Reproduce each of the lines word for word.

[Start]

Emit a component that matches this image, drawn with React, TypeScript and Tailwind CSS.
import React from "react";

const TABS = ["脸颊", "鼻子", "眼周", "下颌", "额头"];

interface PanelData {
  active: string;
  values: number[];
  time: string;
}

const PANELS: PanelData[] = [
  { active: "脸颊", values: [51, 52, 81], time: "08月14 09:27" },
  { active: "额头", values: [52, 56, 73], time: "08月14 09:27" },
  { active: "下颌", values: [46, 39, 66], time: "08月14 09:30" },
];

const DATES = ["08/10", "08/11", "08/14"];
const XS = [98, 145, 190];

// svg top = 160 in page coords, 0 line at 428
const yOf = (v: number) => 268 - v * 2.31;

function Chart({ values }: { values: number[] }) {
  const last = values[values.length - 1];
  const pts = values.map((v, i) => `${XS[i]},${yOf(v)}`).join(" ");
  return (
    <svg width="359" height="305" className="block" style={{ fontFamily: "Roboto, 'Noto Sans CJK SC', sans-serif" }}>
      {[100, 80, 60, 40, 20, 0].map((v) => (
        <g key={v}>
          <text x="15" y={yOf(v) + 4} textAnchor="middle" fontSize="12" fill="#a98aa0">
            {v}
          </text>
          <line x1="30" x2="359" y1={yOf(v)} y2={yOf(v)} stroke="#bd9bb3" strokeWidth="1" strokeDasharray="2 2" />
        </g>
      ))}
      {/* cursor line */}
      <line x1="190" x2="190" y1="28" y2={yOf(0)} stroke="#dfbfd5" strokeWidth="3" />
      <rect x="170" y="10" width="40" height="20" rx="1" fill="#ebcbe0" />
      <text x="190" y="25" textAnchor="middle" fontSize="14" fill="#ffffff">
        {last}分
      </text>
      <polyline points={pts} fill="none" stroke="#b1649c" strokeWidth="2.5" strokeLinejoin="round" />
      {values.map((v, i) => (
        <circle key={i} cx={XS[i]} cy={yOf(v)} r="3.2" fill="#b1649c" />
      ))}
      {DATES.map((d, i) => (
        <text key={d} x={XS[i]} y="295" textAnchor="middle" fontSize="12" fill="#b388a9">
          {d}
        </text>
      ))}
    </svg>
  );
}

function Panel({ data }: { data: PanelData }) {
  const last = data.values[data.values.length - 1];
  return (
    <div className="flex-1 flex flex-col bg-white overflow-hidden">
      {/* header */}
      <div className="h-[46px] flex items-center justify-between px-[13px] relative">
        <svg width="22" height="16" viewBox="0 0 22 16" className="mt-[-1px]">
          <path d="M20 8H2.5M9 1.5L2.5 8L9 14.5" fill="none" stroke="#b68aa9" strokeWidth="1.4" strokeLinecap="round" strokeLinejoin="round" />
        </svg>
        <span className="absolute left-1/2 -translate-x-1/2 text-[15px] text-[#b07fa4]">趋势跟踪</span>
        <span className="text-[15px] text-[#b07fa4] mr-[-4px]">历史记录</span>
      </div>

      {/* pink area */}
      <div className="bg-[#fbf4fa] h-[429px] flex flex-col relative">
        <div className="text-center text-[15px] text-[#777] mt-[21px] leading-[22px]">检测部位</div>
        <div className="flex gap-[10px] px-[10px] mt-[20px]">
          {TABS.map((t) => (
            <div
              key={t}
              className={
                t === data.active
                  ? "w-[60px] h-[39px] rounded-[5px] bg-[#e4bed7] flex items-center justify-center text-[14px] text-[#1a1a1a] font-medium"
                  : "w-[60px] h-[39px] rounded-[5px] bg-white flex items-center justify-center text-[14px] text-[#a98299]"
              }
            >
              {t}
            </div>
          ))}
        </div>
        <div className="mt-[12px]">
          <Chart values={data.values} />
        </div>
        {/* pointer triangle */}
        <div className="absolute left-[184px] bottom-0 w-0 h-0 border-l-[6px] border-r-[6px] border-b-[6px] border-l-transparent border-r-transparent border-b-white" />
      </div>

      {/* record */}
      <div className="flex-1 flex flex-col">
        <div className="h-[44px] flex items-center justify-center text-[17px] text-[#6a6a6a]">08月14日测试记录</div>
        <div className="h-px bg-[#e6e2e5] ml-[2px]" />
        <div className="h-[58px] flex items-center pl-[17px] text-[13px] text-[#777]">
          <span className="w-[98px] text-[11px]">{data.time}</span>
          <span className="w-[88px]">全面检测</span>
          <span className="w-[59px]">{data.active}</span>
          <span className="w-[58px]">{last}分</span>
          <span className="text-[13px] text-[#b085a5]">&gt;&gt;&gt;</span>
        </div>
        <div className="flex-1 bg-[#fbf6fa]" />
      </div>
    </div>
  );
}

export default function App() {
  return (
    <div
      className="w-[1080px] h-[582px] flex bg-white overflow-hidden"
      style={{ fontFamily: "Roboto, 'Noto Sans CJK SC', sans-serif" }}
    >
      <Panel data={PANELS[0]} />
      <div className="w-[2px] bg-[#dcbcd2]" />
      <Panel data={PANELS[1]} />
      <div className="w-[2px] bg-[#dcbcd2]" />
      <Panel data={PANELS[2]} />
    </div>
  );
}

[End]

Solution for this task ▸
Emit a component that matches this image, drawn with React, TypeScript and Tailwind CSS.
import React from "react";

const TABS = ["脸颊", "鼻子", "眼周", "下颌", "额头"];

interface PanelData {
  active: string;
  values: number[];
  time: string;
}

const PANELS: PanelData[] = [
  { active: "脸颊", values: [51, 52, 81], time: "08月14 09:27" },
  { active: "额头", values: [52, 56, 73], time: "08月14 09:27" },
  { active: "下颌", values: [46, 39, 66], time: "08月14 09:30" },
];

const DATES = ["08/10", "08/11", "08/14"];
const XS = [98, 145, 190];

// svg top = 160 in page coords, 0 line at 428
const yOf = (v: number) => 268 - v * 2.31;

function Chart({ values }: { values: number[] }) {
  const last = values[values.length - 1];
  const pts = values.map((v, i) => `${XS[i]},${yOf(v)}`).join(" ");
  return (
    <svg width="359" height="305" className="block" style={{ fontFamily: "Roboto, 'Noto Sans CJK SC', sans-serif" }}>
      {[100, 80, 60, 40, 20, 0].map((v) => (
        <g key={v}>
          <text x="15" y={yOf(v) + 4} textAnchor="middle" fontSize="12" fill="#a98aa0">
            {v}
          </text>
          <line x1="30" x2="359" y1={yOf(v)} y2={yOf(v)} stroke="#bd9bb3" strokeWidth="1" strokeDasharray="2 2" />
        </g>
      ))}
      {/* cursor line */}
      <line x1="190" x2="190" y1="28" y2={yOf(0)} stroke="#dfbfd5" strokeWidth="3" />
      <rect x="170" y="10" width="40" height="20" rx="1" fill="#ebcbe0" />
      <text x="190" y="25" textAnchor="middle" fontSize="14" fill="#ffffff">
        {last}分
      </text>
      <polyline points={pts} fill="none" stroke="#b1649c" strokeWidth="2.5" strokeLinejoin="round" />
      {values.map((v, i) => (
        <circle key={i} cx={XS[i]} cy={yOf(v)} r="3.2" fill="#b1649c" />
      ))}
      {DATES.map((d, i) => (
        <text key={d} x={XS[i]} y="295" textAnchor="middle" fontSize="12" fill="#b388a9">
          {d}
        </text>
      ))}
    </svg>
  );
}

function Panel({ data }: { data: PanelData }) {
  const last = data.values[data.values.length - 1];
  return (
    <div className="flex-1 flex flex-col bg-white overflow-hidden">
      {/* header */}
      <div className="h-[46px] flex items-center justify-between px-[13px] relative">
        <svg width="22" height="16" viewBox="0 0 22 16" className="mt-[-1px]">
          <path d="M20 8H2.5M9 1.5L2.5 8L9 14.5" fill="none" stroke="#b68aa9" strokeWidth="1.4" strokeLinecap="round" strokeLinejoin="round" />
        </svg>
        <span className="absolute left-1/2 -translate-x-1/2 text-[15px] text-[#b07fa4]">趋势跟踪</span>
        <span className="text-[15px] text-[#b07fa4] mr-[-4px]">历史记录</span>
      </div>

      {/* pink area */}
      <div className="bg-[#fbf4fa] h-[429px] flex flex-col relative">
        <div className="text-center text-[15px] text-[#777] mt-[21px] leading-[22px]">检测部位</div>
        <div className="flex gap-[10px] px-[10px] mt-[20px]">
          {TABS.map((t) => (
            <div
              key={t}
              className={
                t === data.active
                  ? "w-[60px] h-[39px] rounded-[5px] bg-[#e4bed7] flex items-center justify-center text-[14px] text-[#1a1a1a] font-medium"
                  : "w-[60px] h-[39px] rounded-[5px] bg-white flex items-center justify-center text-[14px] text-[#a98299]"
              }
            >
              {t}
            </div>
          ))}
        </div>
        <div className="mt-[12px]">
          <Chart values={data.values} />
        </div>
        {/* pointer triangle */}
        <div className="absolute left-[184px] bottom-0 w-0 h-0 border-l-[6px] border-r-[6px] border-b-[6px] border-l-transparent border-r-transparent border-b-white" />
      </div>

      {/* record */}
      <div className="flex-1 flex flex-col">
        <div className="h-[44px] flex items-center justify-center text-[17px] text-[#6a6a6a]">08月14日测试记录</div>
        <div className="h-px bg-[#e6e2e5] ml-[2px]" />
        <div className="h-[58px] flex items-center pl-[17px] text-[13px] text-[#777]">
          <span className="w-[98px] text-[11px]">{data.time}</span>
          <span className="w-[88px]">全面检测</span>
          <span className="w-[59px]">{data.active}</span>
          <span className="w-[58px]">{last}分</span>
          <span className="text-[13px] text-[#b085a5]">&gt;&gt;&gt;</span>
        </div>
        <div className="flex-1 bg-[#fbf6fa]" />
      </div>
    </div>
  );
}

export default function App() {
  return (
    <div
      className="w-[1080px] h-[582px] flex bg-white overflow-hidden"
      style={{ fontFamily: "Roboto, 'Noto Sans CJK SC', sans-serif" }}
    >
      <Panel data={PANELS[0]} />
      <div className="w-[2px] bg-[#dcbcd2]" />
      <Panel data={PANELS[1]} />
      <div className="w-[2px] bg-[#dcbcd2]" />
      <Panel data={PANELS[2]} />
    </div>
  );
}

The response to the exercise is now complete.